Monday, March 12, 2012

What does it mean that, after reading Caitlin Flanagan's Atlantic Monthly essay "The Autumn of Joan Didion," wherein she writes: "to really love Joan Didion--to have been blown over by thing like the smell of jasmine and the packing list she kept by her suitcase--you have to be female," I headed straight to the library to check out Slouching Towards Bethlehem?

Either A) I'm a girl or B) Flanagan is full of it with her gender essentialism. I'm leaning towards B.

But now I've read the book and, yes, it blew me over. Full-of-it-ness aside, Flanagan's essay nails the appeal (and the flaws) of reading Didion.

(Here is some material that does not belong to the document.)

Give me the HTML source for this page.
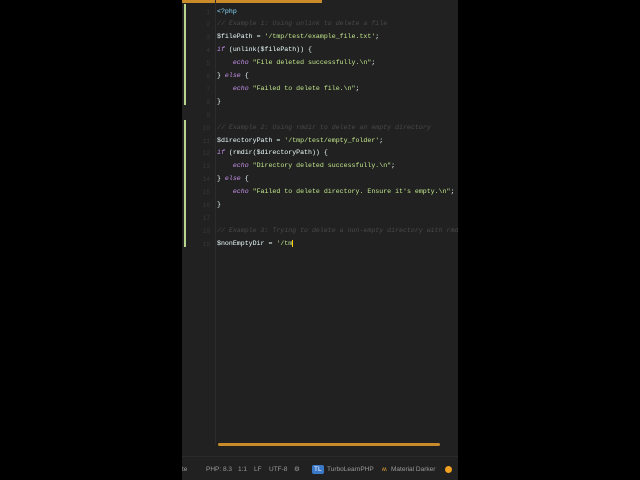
<html><head><style>
body{margin:0;background:#000;width:640px;height:480px;overflow:hidden;position:relative;font-family:"Liberation Mono",monospace}
#ed{position:absolute;left:182px;top:0;width:276px;height:480px;background:#212121;overflow:hidden}
.ln{position:absolute;left:0;width:28px;text-align:right;color:#383838;font-size:6px}
.c{position:absolute;left:35px;white-space:pre;font-size:6.6px;color:#eeffff}
.cm{color:#4a4a4a;font-style:italic}.s{color:#c3e88d}.k{color:#c792ea;font-style:italic}.v{color:#eeffff}.p{color:#89ddff}
.st span{position:absolute;top:0;line-height:9px}
</style></head><body>
<div id="ed">
<div style="position:absolute;left:0;top:0;width:140px;height:3px;background:#c98a2a"></div>
<div style="position:absolute;left:2px;top:4px;width:2px;height:101px;background:#b5d68c"></div>
<div style="position:absolute;left:2px;top:120px;width:2px;height:127px;background:#b5d68c"></div>
<div style="position:absolute;left:33px;top:0;width:1px;height:445px;background:#2c2c2c"></div>
<div style="position:absolute;left:36px;top:443px;width:222px;height:3px;border-radius:2px;background:#c98a2a"></div>
<div style="position:absolute;left:0;top:456px;width:276px;height:1px;background:#2a2a2a"></div>
<div id="lines"></div>
<div class="st" style="position:absolute;top:465px;left:0;width:276px;height:9px;font-family:'Liberation Sans',sans-serif;font-size:6.5px;color:#9a9a9a;white-space:pre">
<span style="left:0">te</span><span style="left:24px">PHP: 8.3</span><span style="left:56px">1:1</span><span style="left:72px">LF</span><span style="left:87px">UTF-8</span><span style="left:112px">⚙</span><span style="left:130px;background:#3a78c8;color:#fff;padding:0 2px;border-radius:2px">TL</span><span style="left:145px">TurboLearnPHP</span><span style="left:200px;color:#e0a030">ʍ</span><span style="left:209px">Material Darker</span><span style="left:263px;top:1px;width:7px;height:7px;border-radius:50%;background:#f0a020"></span></div>
</div>
<script>
var L=[
'<span class="p">&lt;?php</span>',
'<span class="cm">// Example 1: Using unlink to delete a file</span>',
'$filePath = <span class="s">\'/tmp/test/example_file.txt\'</span>;',
'<span class="k">if</span> (unlink($filePath)) {',
'    <span class="k">echo</span> <span class="s">"File deleted successfully.\\n"</span>;',
'} <span class="k">else</span> {',
'    <span class="k">echo</span> <span class="s">"Failed to delete file.\\n"</span>;',
'}','',
'<span class="cm">// Example 2: Using rmdir to delete an empty directory</span>',
'$directoryPath = <span class="s">\'/tmp/test/empty_folder\'</span>;',
'<span class="k">if</span> (rmdir($directoryPath)) {',
'    <span class="k">echo</span> <span class="s">"Directory deleted successfully.\\n"</span>;',
'} <span class="k">else</span> {',
'    <span class="k">echo</span> <span class="s">"Failed to delete directory. Ensure it\'s empty.\\n"</span>;',
'}','',
'<span class="cm">// Example 3: Trying to delete a non-empty directory with rmdir</span>',
'$nonEmptyDir = <span class="s">\'/tm</span><span style="border-left:1px solid #fc0"></span>'];
var h='';for(var i=0;i<L.length;i++){var y=7.5+i*12.9;h+='<div class="ln" style="top:'+(y+1)+'px">'+(i+1)+'</div><div class="c" style="top:'+y+'px">'+L[i]+'</div>';}
document.getElementById('lines').innerHTML=h;
</script>
</body></html>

The key to Slouching Towards Bethlehem is the short essay "On Keeping a Notebook," which contains the awesome line "I think we are well advised to keep on nodding terms with the people we used to be, whether we find them attractive company or not." Didion is asking why she records strange details about strange people--the kinds of details that fill all the essays in the book--and she decides:
I imagine, in other words, that the notebook is about other people. But of course it is not. I have no real business with what one stranger said to another at the hat-check counter in Pavillon; in fact I suspect the line "That's my old football number" touched not my own imagination at all, but merely some memory of something once read, probably "The Eighty-Yard Run." Nor is my concern with a woman in a dirty crepe-de-Chine wrapper in a Wilmington bar. My stake is always, of course, in the unmentioned girl in the plaid silk dress. Remember what it was to be me: that is always the point.
And I guess it's the point of keeping a blog, too.